Mitigating climate change for negative CO2 emission via syngas methanation: Techno-economic and life-cycle assessments of renewable methane production

Abstract

Recently, electric fuels (E-fuel), which are the chemicals produced from the conversion of renewable-based hydrogen (H2), are actively being developed as a sustainable energy carrier. Renewable methane is particularly a promising alternative to fossil-based natural gas, which can be produced from CO2 or syngas methanation. In this work, techno-economic assessment (TEA) and life-cycle assessment (LCA) for renewable methane production are performed through syngas methanation, where CO2 is collected using direct air capture (DAC) and syngas is produced by solid oxide electrolysis (SOE) with renewable-based electricity. This research considers the different technical, economic, and environmental performances of the systems for renewable methane production.
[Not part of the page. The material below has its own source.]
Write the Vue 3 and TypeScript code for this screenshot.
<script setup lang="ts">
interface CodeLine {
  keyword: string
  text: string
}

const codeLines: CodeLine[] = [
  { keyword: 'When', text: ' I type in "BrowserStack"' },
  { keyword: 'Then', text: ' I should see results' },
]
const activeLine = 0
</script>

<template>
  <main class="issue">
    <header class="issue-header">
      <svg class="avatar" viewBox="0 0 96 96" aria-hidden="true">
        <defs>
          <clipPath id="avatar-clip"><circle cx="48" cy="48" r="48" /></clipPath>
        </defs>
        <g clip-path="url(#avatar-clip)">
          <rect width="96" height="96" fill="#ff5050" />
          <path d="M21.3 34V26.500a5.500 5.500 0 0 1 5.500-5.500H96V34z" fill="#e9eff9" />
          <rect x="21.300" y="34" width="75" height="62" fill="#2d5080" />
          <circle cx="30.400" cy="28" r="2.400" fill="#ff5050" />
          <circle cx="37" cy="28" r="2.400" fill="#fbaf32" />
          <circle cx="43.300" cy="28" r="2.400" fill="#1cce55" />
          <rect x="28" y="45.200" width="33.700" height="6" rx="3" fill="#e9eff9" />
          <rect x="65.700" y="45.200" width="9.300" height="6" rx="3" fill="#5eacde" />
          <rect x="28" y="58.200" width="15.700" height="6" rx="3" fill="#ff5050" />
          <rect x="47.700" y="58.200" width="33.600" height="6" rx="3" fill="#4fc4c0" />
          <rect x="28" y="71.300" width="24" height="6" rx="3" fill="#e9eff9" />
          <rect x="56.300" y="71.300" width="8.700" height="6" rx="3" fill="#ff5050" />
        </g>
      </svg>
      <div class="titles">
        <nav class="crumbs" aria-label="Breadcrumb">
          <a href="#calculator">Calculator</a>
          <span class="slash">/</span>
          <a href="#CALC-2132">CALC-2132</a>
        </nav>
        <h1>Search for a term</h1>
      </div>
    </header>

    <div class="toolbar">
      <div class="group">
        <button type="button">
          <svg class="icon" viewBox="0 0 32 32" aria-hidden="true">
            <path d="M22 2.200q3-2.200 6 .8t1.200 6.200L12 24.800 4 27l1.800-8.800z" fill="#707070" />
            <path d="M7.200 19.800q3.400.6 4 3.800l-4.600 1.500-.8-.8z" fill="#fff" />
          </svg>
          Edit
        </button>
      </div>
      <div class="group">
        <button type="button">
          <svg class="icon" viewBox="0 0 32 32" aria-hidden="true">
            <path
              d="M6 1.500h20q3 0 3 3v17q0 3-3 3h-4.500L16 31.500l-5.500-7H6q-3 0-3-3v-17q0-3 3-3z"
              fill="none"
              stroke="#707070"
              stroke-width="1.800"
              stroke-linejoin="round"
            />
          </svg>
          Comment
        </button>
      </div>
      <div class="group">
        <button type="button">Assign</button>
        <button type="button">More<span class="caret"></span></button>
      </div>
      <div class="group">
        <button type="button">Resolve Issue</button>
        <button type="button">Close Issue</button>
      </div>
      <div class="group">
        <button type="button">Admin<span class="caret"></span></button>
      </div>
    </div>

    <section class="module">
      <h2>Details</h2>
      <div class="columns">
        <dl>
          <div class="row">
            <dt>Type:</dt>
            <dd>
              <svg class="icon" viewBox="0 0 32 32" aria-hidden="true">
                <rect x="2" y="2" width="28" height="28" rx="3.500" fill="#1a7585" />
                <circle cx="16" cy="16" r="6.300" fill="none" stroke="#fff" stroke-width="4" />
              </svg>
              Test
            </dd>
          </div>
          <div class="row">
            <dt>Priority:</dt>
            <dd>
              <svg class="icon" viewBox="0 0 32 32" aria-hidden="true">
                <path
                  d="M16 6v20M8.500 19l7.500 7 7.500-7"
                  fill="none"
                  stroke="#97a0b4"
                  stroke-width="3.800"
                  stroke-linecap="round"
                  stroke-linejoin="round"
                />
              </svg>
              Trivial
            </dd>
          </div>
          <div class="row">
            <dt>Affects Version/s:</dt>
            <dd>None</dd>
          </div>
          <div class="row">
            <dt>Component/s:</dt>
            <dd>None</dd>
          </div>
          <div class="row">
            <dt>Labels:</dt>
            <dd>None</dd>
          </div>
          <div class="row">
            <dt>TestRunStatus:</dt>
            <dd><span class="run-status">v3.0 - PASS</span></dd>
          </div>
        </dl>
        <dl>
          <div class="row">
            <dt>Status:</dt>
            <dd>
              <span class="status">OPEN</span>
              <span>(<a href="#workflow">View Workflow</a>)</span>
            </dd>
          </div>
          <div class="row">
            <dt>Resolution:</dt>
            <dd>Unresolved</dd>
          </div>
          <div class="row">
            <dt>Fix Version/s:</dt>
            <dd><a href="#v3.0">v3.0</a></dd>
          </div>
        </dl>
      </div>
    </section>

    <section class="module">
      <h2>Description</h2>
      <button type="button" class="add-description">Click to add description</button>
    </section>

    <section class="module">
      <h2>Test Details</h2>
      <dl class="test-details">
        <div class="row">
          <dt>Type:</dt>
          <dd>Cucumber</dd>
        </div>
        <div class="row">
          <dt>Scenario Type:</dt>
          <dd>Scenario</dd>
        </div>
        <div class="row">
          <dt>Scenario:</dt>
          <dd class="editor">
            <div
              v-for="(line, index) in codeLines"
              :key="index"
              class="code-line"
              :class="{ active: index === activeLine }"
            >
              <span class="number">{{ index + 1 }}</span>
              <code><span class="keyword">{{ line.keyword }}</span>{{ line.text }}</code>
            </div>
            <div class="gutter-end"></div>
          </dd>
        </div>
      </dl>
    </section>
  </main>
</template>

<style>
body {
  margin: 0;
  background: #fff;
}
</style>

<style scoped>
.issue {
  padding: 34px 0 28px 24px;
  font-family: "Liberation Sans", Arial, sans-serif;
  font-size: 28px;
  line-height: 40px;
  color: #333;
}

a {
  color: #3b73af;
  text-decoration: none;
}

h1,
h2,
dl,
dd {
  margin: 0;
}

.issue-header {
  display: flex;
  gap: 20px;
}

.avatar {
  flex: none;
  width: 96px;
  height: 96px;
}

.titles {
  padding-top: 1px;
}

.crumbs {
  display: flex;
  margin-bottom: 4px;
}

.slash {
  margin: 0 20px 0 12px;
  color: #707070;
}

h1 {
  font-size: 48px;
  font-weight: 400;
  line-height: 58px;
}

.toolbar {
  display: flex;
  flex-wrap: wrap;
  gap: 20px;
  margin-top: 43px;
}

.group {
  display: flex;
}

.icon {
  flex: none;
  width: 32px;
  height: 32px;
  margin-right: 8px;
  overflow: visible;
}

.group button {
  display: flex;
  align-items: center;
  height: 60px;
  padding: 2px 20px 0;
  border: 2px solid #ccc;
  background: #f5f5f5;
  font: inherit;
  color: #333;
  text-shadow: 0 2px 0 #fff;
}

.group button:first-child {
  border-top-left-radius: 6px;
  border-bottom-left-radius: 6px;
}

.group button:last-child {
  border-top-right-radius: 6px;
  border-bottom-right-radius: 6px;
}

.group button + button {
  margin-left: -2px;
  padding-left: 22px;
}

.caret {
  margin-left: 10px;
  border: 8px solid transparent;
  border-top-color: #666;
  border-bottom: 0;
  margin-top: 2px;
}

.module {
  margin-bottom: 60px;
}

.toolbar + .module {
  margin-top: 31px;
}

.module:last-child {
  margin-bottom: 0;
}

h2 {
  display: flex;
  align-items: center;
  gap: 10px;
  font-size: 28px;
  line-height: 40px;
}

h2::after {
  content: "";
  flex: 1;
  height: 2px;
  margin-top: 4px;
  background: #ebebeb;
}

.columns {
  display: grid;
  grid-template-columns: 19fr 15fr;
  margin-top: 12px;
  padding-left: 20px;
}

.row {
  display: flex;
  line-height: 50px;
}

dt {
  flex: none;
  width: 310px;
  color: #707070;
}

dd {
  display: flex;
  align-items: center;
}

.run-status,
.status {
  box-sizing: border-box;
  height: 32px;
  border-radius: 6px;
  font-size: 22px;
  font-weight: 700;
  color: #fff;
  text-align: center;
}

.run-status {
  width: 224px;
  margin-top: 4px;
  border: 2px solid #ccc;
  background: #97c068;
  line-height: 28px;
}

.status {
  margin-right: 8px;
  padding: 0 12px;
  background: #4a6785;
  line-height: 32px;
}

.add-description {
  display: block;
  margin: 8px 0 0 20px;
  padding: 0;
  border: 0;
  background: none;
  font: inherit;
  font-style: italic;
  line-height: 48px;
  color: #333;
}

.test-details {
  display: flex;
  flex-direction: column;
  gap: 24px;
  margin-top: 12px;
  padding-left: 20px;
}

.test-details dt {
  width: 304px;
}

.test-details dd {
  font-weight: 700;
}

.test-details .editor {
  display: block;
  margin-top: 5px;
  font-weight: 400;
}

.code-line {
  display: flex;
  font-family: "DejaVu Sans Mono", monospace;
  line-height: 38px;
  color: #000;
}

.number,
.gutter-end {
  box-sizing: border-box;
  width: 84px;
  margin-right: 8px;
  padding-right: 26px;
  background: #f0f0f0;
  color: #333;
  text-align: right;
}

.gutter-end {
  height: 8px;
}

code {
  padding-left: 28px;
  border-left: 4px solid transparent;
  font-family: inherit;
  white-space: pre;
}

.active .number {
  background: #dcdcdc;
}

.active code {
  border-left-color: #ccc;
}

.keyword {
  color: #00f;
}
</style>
A favorable reduction in a maximum of 23.3% of CH4 production cost is observed by the scale-up effects of SOE system from 1 MW to 10 MW. TEA draws the conclusion that economic infeasibility is proved at the current level, but additional research and improvement of SOE system and a plunge in renewable electricity prices can lead to the economic equivalent of conventional natural gas. Furthermore, given that certain energy resources with low energy intensity (0.0394 kg CO2-eq MJ−1) are integrated with SOE system for methane production, the LCA results that renewable methane production at a large scale has a potential to access negative CO2 emissions and accelerate climate change mitigation. Consequently, it is concluded that syngas methanation with renewable-based energy systems and DAC can make a considerable opportunity for climate change mitigation under the assumption that SOE system and renewable energy are significantly improved.